## [Task objective]
Take the material below and retype it in full; pictures are left out.

----------

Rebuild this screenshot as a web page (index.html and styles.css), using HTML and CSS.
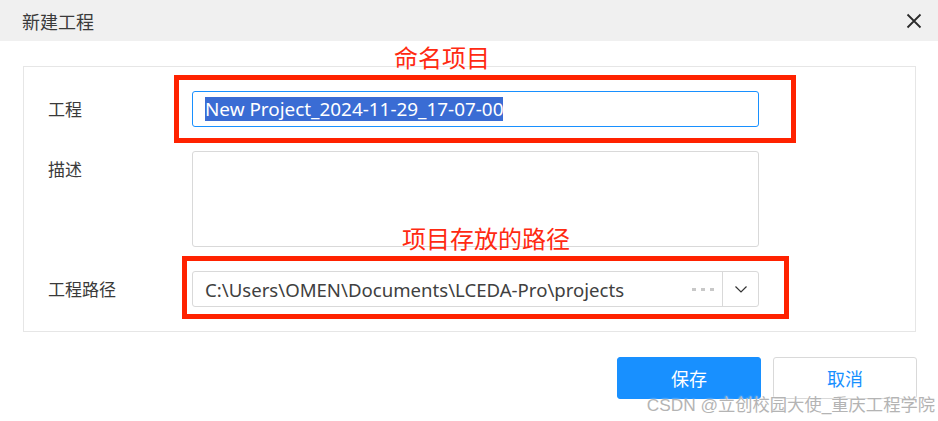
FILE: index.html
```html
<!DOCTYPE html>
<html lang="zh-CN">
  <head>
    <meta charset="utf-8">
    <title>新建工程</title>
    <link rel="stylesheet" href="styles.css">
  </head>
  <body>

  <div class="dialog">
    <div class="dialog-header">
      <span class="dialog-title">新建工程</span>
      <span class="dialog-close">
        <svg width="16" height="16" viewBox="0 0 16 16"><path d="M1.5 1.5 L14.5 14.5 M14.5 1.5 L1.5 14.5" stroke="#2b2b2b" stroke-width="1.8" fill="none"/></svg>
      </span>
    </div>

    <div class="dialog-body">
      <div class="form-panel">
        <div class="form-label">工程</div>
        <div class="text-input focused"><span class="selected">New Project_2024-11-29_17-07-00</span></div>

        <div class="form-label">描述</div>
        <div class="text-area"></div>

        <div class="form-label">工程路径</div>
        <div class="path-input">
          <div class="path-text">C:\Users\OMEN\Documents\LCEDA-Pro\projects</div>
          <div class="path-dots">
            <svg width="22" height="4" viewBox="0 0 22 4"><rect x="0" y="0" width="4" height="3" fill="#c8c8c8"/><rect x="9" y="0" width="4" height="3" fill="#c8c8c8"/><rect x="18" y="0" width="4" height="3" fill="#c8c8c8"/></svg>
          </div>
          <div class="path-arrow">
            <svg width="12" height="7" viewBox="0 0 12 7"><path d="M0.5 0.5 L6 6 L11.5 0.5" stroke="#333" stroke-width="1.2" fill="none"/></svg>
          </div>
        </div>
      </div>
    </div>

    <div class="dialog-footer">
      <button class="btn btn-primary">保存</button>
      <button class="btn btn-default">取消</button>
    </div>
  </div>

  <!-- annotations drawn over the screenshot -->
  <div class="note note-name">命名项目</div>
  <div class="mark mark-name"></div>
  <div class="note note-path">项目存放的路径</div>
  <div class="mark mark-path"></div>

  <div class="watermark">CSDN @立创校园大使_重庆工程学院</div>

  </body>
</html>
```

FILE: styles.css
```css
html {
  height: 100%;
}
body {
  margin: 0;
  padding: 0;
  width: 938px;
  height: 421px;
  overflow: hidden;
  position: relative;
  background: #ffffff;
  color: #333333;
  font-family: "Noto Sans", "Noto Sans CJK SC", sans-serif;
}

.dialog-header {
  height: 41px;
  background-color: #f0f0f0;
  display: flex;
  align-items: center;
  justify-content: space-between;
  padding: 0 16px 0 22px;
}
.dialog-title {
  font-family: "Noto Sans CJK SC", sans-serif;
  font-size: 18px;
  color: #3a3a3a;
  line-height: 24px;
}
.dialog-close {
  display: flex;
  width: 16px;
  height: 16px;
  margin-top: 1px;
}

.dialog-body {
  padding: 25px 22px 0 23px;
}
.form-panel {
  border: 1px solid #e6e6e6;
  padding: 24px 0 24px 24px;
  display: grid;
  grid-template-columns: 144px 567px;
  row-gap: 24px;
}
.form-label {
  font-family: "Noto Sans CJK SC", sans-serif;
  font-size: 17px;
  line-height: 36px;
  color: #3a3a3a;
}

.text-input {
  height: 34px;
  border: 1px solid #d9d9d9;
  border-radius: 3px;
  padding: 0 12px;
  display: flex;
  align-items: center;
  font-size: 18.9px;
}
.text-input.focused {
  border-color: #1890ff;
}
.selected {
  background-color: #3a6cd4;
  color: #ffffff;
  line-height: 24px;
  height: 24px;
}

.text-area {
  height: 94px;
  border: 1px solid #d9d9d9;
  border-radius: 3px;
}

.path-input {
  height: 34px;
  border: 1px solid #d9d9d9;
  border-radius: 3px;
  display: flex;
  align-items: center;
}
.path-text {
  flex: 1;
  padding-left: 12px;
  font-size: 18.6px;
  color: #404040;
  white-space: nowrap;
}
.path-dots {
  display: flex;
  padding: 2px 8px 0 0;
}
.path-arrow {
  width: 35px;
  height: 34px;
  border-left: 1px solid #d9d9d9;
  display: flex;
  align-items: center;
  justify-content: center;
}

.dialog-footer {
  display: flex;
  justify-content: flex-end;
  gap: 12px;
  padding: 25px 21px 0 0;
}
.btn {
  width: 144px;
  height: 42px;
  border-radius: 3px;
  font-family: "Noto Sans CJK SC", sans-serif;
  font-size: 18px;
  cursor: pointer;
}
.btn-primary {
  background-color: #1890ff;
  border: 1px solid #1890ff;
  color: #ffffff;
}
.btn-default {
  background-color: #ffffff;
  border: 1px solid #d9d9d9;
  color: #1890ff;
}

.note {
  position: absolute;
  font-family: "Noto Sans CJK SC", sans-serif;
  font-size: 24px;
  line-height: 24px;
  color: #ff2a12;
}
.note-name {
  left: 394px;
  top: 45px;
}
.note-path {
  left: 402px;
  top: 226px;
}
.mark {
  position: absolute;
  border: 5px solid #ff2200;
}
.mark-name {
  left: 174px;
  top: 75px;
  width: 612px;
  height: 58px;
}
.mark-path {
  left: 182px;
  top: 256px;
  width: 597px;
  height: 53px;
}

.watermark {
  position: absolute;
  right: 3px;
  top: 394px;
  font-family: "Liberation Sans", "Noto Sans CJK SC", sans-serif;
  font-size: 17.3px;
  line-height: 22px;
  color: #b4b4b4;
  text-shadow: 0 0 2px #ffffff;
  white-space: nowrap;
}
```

----------

## [Answer to this exercise]
Rebuild this screenshot as a web page (index.html and styles.css), using HTML and CSS.
FILE: index.html
```html
<!DOCTYPE html>
<html lang="zh-CN">
  <head>
    <meta charset="utf-8">
    <title>新建工程</title>
    <link rel="stylesheet" href="styles.css">
  </head>
  <body>

  <div class="dialog">
    <div class="dialog-header">
      <span class="dialog-title">新建工程</span>
      <span class="dialog-close">
        <svg width="16" height="16" viewBox="0 0 16 16"><path d="M1.5 1.5 L14.5 14.5 M14.5 1.5 L1.5 14.5" stroke="#2b2b2b" stroke-width="1.8" fill="none"/></svg>
      </span>
    </div>

    <div class="dialog-body">
      <div class="form-panel">
        <div class="form-label">工程</div>
        <div class="text-input focused"><span class="selected">New Project_2024-11-29_17-07-00</span></div>

        <div class="form-label">描述</div>
        <div class="text-area"></div>

        <div class="form-label">工程路径</div>
        <div class="path-input">
          <div class="path-text">C:\Users\OMEN\Documents\LCEDA-Pro\projects</div>
          <div class="path-dots">
            <svg width="22" height="4" viewBox="0 0 22 4"><rect x="0" y="0" width="4" height="3" fill="#c8c8c8"/><rect x="9" y="0" width="4" height="3" fill="#c8c8c8"/><rect x="18" y="0" width="4" height="3" fill="#c8c8c8"/></svg>
          </div>
          <div class="path-arrow">
            <svg width="12" height="7" viewBox="0 0 12 7"><path d="M0.5 0.5 L6 6 L11.5 0.5" stroke="#333" stroke-width="1.2" fill="none"/></svg>
          </div>
        </div>
      </div>
    </div>

    <div class="dialog-footer">
      <button class="btn btn-primary">保存</button>
      <button class="btn btn-default">取消</button>
    </div>
  </div>

  <!-- annotations drawn over the screenshot -->
  <div class="note note-name">命名项目</div>
  <div class="mark mark-name"></div>
  <div class="note note-path">项目存放的路径</div>
  <div class="mark mark-path"></div>

  <div class="watermark">CSDN @立创校园大使_重庆工程学院</div>

  </body>
</html>
```

FILE: styles.css
```css
html {
  height: 100%;
}
body {
  margin: 0;
  padding: 0;
  width: 938px;
  height: 421px;
  overflow: hidden;
  position: relative;
  background: #ffffff;
  color: #333333;
  font-family: "Noto Sans", "Noto Sans CJK SC", sans-serif;
}

.dialog-header {
  height: 41px;
  background-color: #f0f0f0;
  display: flex;
  align-items: center;
  justify-content: space-between;
  padding: 0 16px 0 22px;
}
.dialog-title {
  font-family: "Noto Sans CJK SC", sans-serif;
  font-size: 18px;
  color: #3a3a3a;
  line-height: 24px;
}
.dialog-close {
  display: flex;
  width: 16px;
  height: 16px;
  margin-top: 1px;
}

.dialog-body {
  padding: 25px 22px 0 23px;
}
.form-panel {
  border: 1px solid #e6e6e6;
  padding: 24px 0 24px 24px;
  display: grid;
  grid-template-columns: 144px 567px;
  row-gap: 24px;
}
.form-label {
  font-family: "Noto Sans CJK SC", sans-serif;
  font-size: 17px;
  line-height: 36px;
  color: #3a3a3a;
}

.text-input {
  height: 34px;
  border: 1px solid #d9d9d9;
  border-radius: 3px;
  padding: 0 12px;
  display: flex;
  align-items: center;
  font-size: 18.9px;
}
.text-input.focused {
  border-color: #1890ff;
}
.selected {
  background-color: #3a6cd4;
  color: #ffffff;
  line-height: 24px;
  height: 24px;
}

.text-area {
  height: 94px;
  border: 1px solid #d9d9d9;
  border-radius: 3px;
}

.path-input {
  height: 34px;
  border: 1px solid #d9d9d9;
  border-radius: 3px;
  display: flex;
  align-items: center;
}
.path-text {
  flex: 1;
  padding-left: 12px;
  font-size: 18.6px;
  color: #404040;
  white-space: nowrap;
}
.path-dots {
  display: flex;
  padding: 2px 8px 0 0;
}
.path-arrow {
  width: 35px;
  height: 34px;
  border-left: 1px solid #d9d9d9;
  display: flex;
  align-items: center;
  justify-content: center;
}

.dialog-footer {
  display: flex;
  justify-content: flex-end;
  gap: 12px;
  padding: 25px 21px 0 0;
}
.btn {
  width: 144px;
  height: 42px;
  border-radius: 3px;
  font-family: "Noto Sans CJK SC", sans-serif;
  font-size: 18px;
  cursor: pointer;
}
.btn-primary {
  background-color: #1890ff;
  border: 1px solid #1890ff;
  color: #ffffff;
}
.btn-default {
  background-color: #ffffff;
  border: 1px solid #d9d9d9;
  color: #1890ff;
}

.note {
  position: absolute;
  font-family: "Noto Sans CJK SC", sans-serif;
  font-size: 24px;
  line-height: 24px;
  color: #ff2a12;
}
.note-name {
  left: 394px;
  top: 45px;
}
.note-path {
  left: 402px;
  top: 226px;
}
.mark {
  position: absolute;
  border: 5px solid #ff2200;
}
.mark-name {
  left: 174px;
  top: 75px;
  width: 612px;
  height: 58px;
}
.mark-path {
  left: 182px;
  top: 256px;
  width: 597px;
  height: 53px;
}

.watermark {
  position: absolute;
  right: 3px;
  top: 394px;
  font-family: "Liberation Sans", "Noto Sans CJK SC", sans-serif;
  font-size: 17.3px;
  line-height: 22px;
  color: #b4b4b4;
  text-shadow: 0 0 2px #ffffff;
  white-space: nowrap;
}
```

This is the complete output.